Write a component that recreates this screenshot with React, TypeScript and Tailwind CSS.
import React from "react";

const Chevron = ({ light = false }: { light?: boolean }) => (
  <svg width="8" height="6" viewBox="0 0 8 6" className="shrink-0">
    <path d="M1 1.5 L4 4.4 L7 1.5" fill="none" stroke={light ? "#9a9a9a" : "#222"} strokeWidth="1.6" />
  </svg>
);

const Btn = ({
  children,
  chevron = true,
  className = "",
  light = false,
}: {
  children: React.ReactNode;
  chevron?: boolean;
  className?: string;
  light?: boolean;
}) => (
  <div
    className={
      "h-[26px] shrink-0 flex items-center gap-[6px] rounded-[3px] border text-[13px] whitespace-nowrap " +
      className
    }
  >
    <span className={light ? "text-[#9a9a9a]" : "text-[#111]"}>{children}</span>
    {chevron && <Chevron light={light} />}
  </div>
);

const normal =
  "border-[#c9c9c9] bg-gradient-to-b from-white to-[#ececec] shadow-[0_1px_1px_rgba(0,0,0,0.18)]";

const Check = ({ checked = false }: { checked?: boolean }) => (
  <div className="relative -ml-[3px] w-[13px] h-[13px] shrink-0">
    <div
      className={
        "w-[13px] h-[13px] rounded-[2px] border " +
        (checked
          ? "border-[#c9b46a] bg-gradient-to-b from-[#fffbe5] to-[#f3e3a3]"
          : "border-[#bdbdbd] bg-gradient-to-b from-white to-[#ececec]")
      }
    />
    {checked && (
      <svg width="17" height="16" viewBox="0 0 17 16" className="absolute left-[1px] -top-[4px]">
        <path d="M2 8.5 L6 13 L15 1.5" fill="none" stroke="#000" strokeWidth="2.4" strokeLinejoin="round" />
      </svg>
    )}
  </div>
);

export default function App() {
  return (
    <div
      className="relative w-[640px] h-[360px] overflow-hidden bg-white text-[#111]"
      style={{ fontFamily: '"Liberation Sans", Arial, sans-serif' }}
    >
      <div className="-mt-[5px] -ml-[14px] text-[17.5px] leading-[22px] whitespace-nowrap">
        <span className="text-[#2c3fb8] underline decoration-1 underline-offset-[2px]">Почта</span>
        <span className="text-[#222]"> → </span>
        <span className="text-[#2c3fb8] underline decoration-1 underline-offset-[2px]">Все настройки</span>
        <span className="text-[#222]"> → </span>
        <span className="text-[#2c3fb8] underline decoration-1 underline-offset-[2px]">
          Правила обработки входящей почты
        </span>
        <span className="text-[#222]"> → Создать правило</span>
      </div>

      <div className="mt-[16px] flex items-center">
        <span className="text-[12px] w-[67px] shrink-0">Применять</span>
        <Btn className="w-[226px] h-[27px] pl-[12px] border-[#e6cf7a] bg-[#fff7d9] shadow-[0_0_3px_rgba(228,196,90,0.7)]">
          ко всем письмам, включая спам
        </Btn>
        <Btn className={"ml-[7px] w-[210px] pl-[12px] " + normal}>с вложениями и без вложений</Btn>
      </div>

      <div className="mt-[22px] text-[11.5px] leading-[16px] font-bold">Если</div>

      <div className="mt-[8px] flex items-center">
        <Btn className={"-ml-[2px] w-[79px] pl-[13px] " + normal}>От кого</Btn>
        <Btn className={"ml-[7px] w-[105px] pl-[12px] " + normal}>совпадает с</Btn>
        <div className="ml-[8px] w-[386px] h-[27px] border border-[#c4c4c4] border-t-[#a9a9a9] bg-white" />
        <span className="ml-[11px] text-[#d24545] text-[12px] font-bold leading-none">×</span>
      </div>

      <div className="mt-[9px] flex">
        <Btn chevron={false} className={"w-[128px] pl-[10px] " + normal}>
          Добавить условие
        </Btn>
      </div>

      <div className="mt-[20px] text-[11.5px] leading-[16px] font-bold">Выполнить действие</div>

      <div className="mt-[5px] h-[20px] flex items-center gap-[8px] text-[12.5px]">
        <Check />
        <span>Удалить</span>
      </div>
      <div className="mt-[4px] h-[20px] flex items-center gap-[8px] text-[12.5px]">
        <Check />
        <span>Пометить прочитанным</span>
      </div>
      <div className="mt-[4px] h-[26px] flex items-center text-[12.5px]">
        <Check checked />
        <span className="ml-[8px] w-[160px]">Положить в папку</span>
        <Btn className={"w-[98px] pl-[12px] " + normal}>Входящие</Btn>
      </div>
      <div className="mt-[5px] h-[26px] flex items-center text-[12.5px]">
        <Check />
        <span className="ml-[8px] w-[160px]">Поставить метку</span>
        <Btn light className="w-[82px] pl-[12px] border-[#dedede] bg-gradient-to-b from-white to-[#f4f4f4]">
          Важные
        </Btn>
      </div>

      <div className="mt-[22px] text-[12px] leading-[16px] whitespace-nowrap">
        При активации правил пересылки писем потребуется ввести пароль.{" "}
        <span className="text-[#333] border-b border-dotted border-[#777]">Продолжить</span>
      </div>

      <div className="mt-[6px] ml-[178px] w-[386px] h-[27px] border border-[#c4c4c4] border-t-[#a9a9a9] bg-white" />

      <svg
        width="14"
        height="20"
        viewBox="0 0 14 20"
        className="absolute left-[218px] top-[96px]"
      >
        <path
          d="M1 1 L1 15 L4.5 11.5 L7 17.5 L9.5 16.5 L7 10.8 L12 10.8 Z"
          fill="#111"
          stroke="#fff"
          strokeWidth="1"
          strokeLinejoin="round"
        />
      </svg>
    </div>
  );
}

• _Problem to work on_: Write out the full listing exactly as given.

• _Exercise response_:
Write a component that recreates this screenshot with React, TypeScript and Tailwind CSS.
import React from "react";

const Chevron = ({ light = false }: { light?: boolean }) => (
  <svg width="8" height="6" viewBox="0 0 8 6" className="shrink-0">
    <path d="M1 1.5 L4 4.4 L7 1.5" fill="none" stroke={light ? "#9a9a9a" : "#222"} strokeWidth="1.6" />
  </svg>
);

const Btn = ({
  children,
  chevron = true,
  className = "",
  light = false,
}: {
  children: React.ReactNode;
  chevron?: boolean;
  className?: string;
  light?: boolean;
}) => (
  <div
    className={
      "h-[26px] shrink-0 flex items-center gap-[6px] rounded-[3px] border text-[13px] whitespace-nowrap " +
      className
    }
  >
    <span className={light ? "text-[#9a9a9a]" : "text-[#111]"}>{children}</span>
    {chevron && <Chevron light={light} />}
  </div>
);

const normal =
  "border-[#c9c9c9] bg-gradient-to-b from-white to-[#ececec] shadow-[0_1px_1px_rgba(0,0,0,0.18)]";

const Check = ({ checked = false }: { checked?: boolean }) => (
  <div className="relative -ml-[3px] w-[13px] h-[13px] shrink-0">
    <div
      className={
        "w-[13px] h-[13px] rounded-[2px] border " +
        (checked
          ? "border-[#c9b46a] bg-gradient-to-b from-[#fffbe5] to-[#f3e3a3]"
          : "border-[#bdbdbd] bg-gradient-to-b from-white to-[#ececec]")
      }
    />
    {checked && (
      <svg width="17" height="16" viewBox="0 0 17 16" className="absolute left-[1px] -top-[4px]">
        <path d="M2 8.5 L6 13 L15 1.5" fill="none" stroke="#000" strokeWidth="2.4" strokeLinejoin="round" />
      </svg>
    )}
  </div>
);

export default function App() {
  return (
    <div
      className="relative w-[640px] h-[360px] overflow-hidden bg-white text-[#111]"
      style={{ fontFamily: '"Liberation Sans", Arial, sans-serif' }}
    >
      <div className="-mt-[5px] -ml-[14px] text-[17.5px] leading-[22px] whitespace-nowrap">
        <span className="text-[#2c3fb8] underline decoration-1 underline-offset-[2px]">Почта</span>
        <span className="text-[#222]"> → </span>
        <span className="text-[#2c3fb8] underline decoration-1 underline-offset-[2px]">Все настройки</span>
        <span className="text-[#222]"> → </span>
        <span className="text-[#2c3fb8] underline decoration-1 underline-offset-[2px]">
          Правила обработки входящей почты
        </span>
        <span className="text-[#222]"> → Создать правило</span>
      </div>

      <div className="mt-[16px] flex items-center">
        <span className="text-[12px] w-[67px] shrink-0">Применять</span>
        <Btn className="w-[226px] h-[27px] pl-[12px] border-[#e6cf7a] bg-[#fff7d9] shadow-[0_0_3px_rgba(228,196,90,0.7)]">
          ко всем письмам, включая спам
        </Btn>
        <Btn className={"ml-[7px] w-[210px] pl-[12px] " + normal}>с вложениями и без вложений</Btn>
      </div>

      <div className="mt-[22px] text-[11.5px] leading-[16px] font-bold">Если</div>

      <div className="mt-[8px] flex items-center">
        <Btn className={"-ml-[2px] w-[79px] pl-[13px] " + normal}>От кого</Btn>
        <Btn className={"ml-[7px] w-[105px] pl-[12px] " + normal}>совпадает с</Btn>
        <div className="ml-[8px] w-[386px] h-[27px] border border-[#c4c4c4] border-t-[#a9a9a9] bg-white" />
        <span className="ml-[11px] text-[#d24545] text-[12px] font-bold leading-none">×</span>
      </div>

      <div className="mt-[9px] flex">
        <Btn chevron={false} className={"w-[128px] pl-[10px] " + normal}>
          Добавить условие
        </Btn>
      </div>

      <div className="mt-[20px] text-[11.5px] leading-[16px] font-bold">Выполнить действие</div>

      <div className="mt-[5px] h-[20px] flex items-center gap-[8px] text-[12.5px]">
        <Check />
        <span>Удалить</span>
      </div>
      <div className="mt-[4px] h-[20px] flex items-center gap-[8px] text-[12.5px]">
        <Check />
        <span>Пометить прочитанным</span>
      </div>
      <div className="mt-[4px] h-[26px] flex items-center text-[12.5px]">
        <Check checked />
        <span className="ml-[8px] w-[160px]">Положить в папку</span>
        <Btn className={"w-[98px] pl-[12px] " + normal}>Входящие</Btn>
      </div>
      <div className="mt-[5px] h-[26px] flex items-center text-[12.5px]">
        <Check />
        <span className="ml-[8px] w-[160px]">Поставить метку</span>
        <Btn light className="w-[82px] pl-[12px] border-[#dedede] bg-gradient-to-b from-white to-[#f4f4f4]">
          Важные
        </Btn>
      </div>

      <div className="mt-[22px] text-[12px] leading-[16px] whitespace-nowrap">
        При активации правил пересылки писем потребуется ввести пароль.{" "}
        <span className="text-[#333] border-b border-dotted border-[#777]">Продолжить</span>
      </div>

      <div className="mt-[6px] ml-[178px] w-[386px] h-[27px] border border-[#c4c4c4] border-t-[#a9a9a9] bg-white" />

      <svg
        width="14"
        height="20"
        viewBox="0 0 14 20"
        className="absolute left-[218px] top-[96px]"
      >
        <path
          d="M1 1 L1 15 L4.5 11.5 L7 17.5 L9.5 16.5 L7 10.8 L12 10.8 Z"
          fill="#111"
          stroke="#fff"
          strokeWidth="1"
          strokeLinejoin="round"
        />
      </svg>
    </div>
  );
}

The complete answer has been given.